Unfortunately, the answer is no. In this setup, the profitability
constraint does not bring about a reversal rate, except in the extreme
form of banks closing down – or stopping to take deposits, as in Ulate-Campos
(2019) – when shareholders do not get the required return from their
investment. The intuition for this result is straightforward. Lower
policy rates always increase the bank's profits from lending, since they
reduce the weighted average cost of deposits and capital. For the same
reason, with a downward sloping demand for loans, they increase bank
lending. At some point, the losses from deposit taking may exceed the
profits from lending, but until we get to that point the bank will
continue to expand its lending, as this maximizes its profits.
Conclusion
The conclusion that follows from this
analysis is that policy makers should not assume that lower negative
rates will, at some point, be contractionary for lending. Negative rates
may bring about some problems, in the banking system and the broader
economy, but the expectation should be that they will increase lending.

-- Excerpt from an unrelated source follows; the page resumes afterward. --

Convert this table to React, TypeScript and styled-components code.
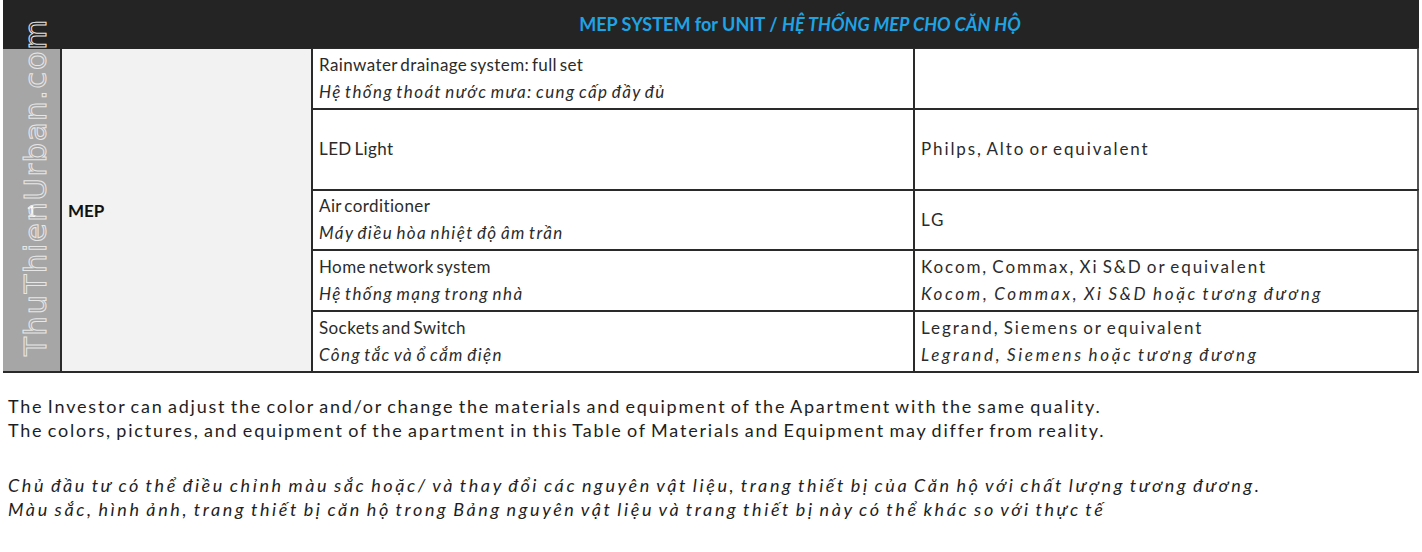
import styled, { createGlobalStyle } from "styled-components";

const GlobalStyle = createGlobalStyle`
    html, body {
        margin: 0;
        padding: 0;
        background: #ffffff;
    }
    body {
        font-family: Lato, "Open Sans", sans-serif;
        color: #262626;
    }
`;

type Item = {
    en: string;
    vi?: string;
    value?: string;
    valueVi?: string;
    height: number;
};

const items: Item[] = [
    {
        en: "Rainwater drainage system: full set",
        vi: "Hệ thống thoát nước mưa: cung cấp đầy đủ",
        height: 61,
    },
    { en: "LED Light", value: "Philps, Alto or equivalent", height: 81 },
    {
        en: "Air corditioner",
        vi: "Máy điều hòa nhiệt độ âm trần",
        value: "LG",
        height: 60,
    },
    {
        en: "Home network system",
        vi: "Hệ thống mạng trong nhà",
        value: "Kocom, Commax, Xi S&D or equivalent",
        valueVi: "Kocom, Commax, Xi S&D hoặc tương đương",
        height: 61,
    },
    {
        en: "Sockets and Switch",
        vi: "Công tắc và ổ cắm điện",
        value: "Legrand, Siemens or equivalent",
        valueVi: "Legrand, Siemens hoặc tương đương",
        height: 61,
    },
];

export default function App() {
    return (
        <Page>
            <GlobalStyle />
            <Table rows={items.map((i) => i.height)}>
                <TitleBar>
                    MEP SYSTEM for UNIT / <em>HỆ THỐNG MEP CHO CĂN HỘ</em>
                </TitleBar>
                <NumberCell>1</NumberCell>
                <GroupCell>MEP</GroupCell>
                {items.map((item, idx) => (
                    <Row key={idx}>
                        <Cell>
                            <Line spacing={0.4}>{item.en}</Line>
                            {item.vi && (
                                <Line italic spacing={1.4}>
                                    {item.vi}
                                </Line>
                            )}
                        </Cell>
                        <Cell right>
                            {item.value && (
                                <Line spacing={1.9}>{item.value}</Line>
                            )}
                            {item.valueVi && (
                                <Line italic spacing={2.7}>
                                    {item.valueVi}
                                </Line>
                            )}
                        </Cell>
                    </Row>
                ))}
                <Watermark>ThuThienUrban.com</Watermark>
            </Table>
            <Notes>
                <Note>
                    The Investor can adjust the color and/or change the
                    materials and equipment of the Apartment with the same
                    quality.
                    <br />
                    The colors, pictures, and equipment of the apartment in
                    this Table of Materials and Equipment may differ from
                    reality.
                </Note>
                <Note italic>
                    Chủ đầu tư có thể điều chỉnh màu sắc hoặc/ và thay đổi các
                    nguyên vật liệu, trang thiết bị của Căn hộ với chất lượng
                    tương đương.
                    <br />
                    Màu sắc, hình ảnh, trang thiết bị căn hộ trong Bảng nguyên
                    vật liệu và trang thiết bị này có thể khác so với thực tế
                </Note>
            </Notes>
        </Page>
    );
}

const Page = styled.div`
    width: 1422px;
    height: 552px;
    padding: 0 0 0 3px;
    box-sizing: border-box;
    overflow: hidden;
`;

const Table = styled.div<{ rows: number[] }>`
    position: relative;
    width: 1416px;
    display: grid;
    grid-template-columns: 59px 249px 1108px;
    grid-template-rows: 49px ${(p) => p.rows.map((r) => `${r}px`).join(" ")};
`;

const TitleBar = styled.div`
    grid-column: 1 / -1;
    background: #242424;
    color: #1ea3e4;
    font-weight: 700;
    font-size: 18px;
    display: flex;
    align-items: center;
    justify-content: center;
    padding-left: 178px;
    padding-bottom: 2px;
    white-space: pre;

    em {
        font-style: italic;
    }
`;

const NumberCell = styled.div`
    grid-column: 1;
    grid-row: 2 / -1;
    background: #a6a6a6;
    border-right: 2px solid #2a2a2a;
    border-bottom: 2px solid #2a2a2a;
    color: #ffffff;
    font-weight: 700;
    font-size: 17px;
    display: flex;
    align-items: center;
    justify-content: center;
`;

const GroupCell = styled.div`
    grid-column: 2;
    grid-row: 2 / -1;
    background: #f2f2f2;
    border-bottom: 2px solid #2a2a2a;
    color: #111;
    font-weight: 700;
    font-size: 17px;
    display: flex;
    align-items: center;
    padding-left: 6px;
`;

const Row = styled.div`
    grid-column: 3;
    display: grid;
    grid-template-columns: 602px 506px;
    border-bottom: 2px solid #2a2a2a;
    margin-top: -1px;
`;

const Cell = styled.div<{ right?: boolean }>`
    display: flex;
    flex-direction: column;
    justify-content: center;
    padding: 0 0 2px 6px;
    border-left: 2px solid #2a2a2a;
    border-right: ${(p) => (p.right ? "2px solid #555" : "none")};
    border-top: 1px solid #2a2a2a;
    background: #ffffff;
`;

const Line = styled.div<{ italic?: boolean; spacing: number }>`
    font-size: 17px;
    line-height: 27px;
    color: #2b2b2b;
    font-style: ${(p) => (p.italic ? "italic" : "normal")};
    letter-spacing: ${(p) => p.spacing}px;
    word-spacing: -2px;
    white-space: nowrap;
`;

const Watermark = styled.div`
    position: absolute;
    left: 14px;
    top: 18px;
    height: 338px;
    writing-mode: vertical-rl;
    transform: rotate(180deg);
    font-family: "DejaVu Sans", sans-serif;
    font-size: 31px;
    letter-spacing: 1.4px;
    color: transparent;
    -webkit-text-stroke: 1px #e6e6e6;
    pointer-events: none;
`;

const Notes = styled.div`
    padding: 21px 0 0 5px;
    display: flex;
    flex-direction: column;
    gap: 31px;
`;

const Note = styled.p<{ italic?: boolean }>`
    margin: 0;
    font-size: 18px;
    line-height: 24px;
    color: #1e1e1e;
    font-style: ${(p) => (p.italic ? "italic" : "normal")};
    letter-spacing: ${(p) => (p.italic ? "2.6px" : "1.8px")};
    word-spacing: -2px;
    white-space: nowrap;
`;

I would like to end with a few remarks.
First, I have used a setup in which the bank is a monopolist in lending
and deposit taking in a local market but has access to a competitive
debt market. The local monopoly assumption simplifies the analysis, but
all the results can be obtained in a setup in which several banks
compete (for example à la Cournot) in a local market and have access to
a competitive debt market.
Second, in addressing the effects of low
profitability on bank lending it is natural to think about a process
that takes time, with shareholders gradually reducing their capital
until the capital constraint becomes binding. The alternative model
tries to capture this process in a reduced form manner by assuming that
the initial bank capital is endogenously provided by bank shareholders.
Still, dynamic models of banking that address these issues would be most
welcome.
Finally, it is important to stress that
partial equilibrium models like the ones in my paper have obvious
limitations in capturing general equilibrium effects of monetary policy
actions. However, they can be useful as building blocks for
macroeconomic models with a solid microfoundation of the banking
system.
References
Brunnermeier, M and Y Koby (2018), “The
Reversal Interest Rate,” NBER Working Paper No. 25406.
Eggertsson, G, R Juelsrud, L Summers and E
Getz Wold (2019), “Negative Nominal Interest Rates and the Bank Lending
Channel,” NBER Working Paper No. 25416.
Heider, F, F Saidi, and G Schepens (2019),
“Life below Zero: Bank Lending under Negative Policy Rates,” Review
of Financial Studies 32: 3728-3761.
Repullo, R (2020), “The
Reversal Interest Rate: A Critical Review,”
CEPR Discussion Paper No. 15367.
Ulate-Campos, M (2019), “Going Negative at
the Zero Lower Bound: The Effects of Negative Nominal Interest Rates,”
Federal Reserve Bank of San Francisco Working Paper 2019-21.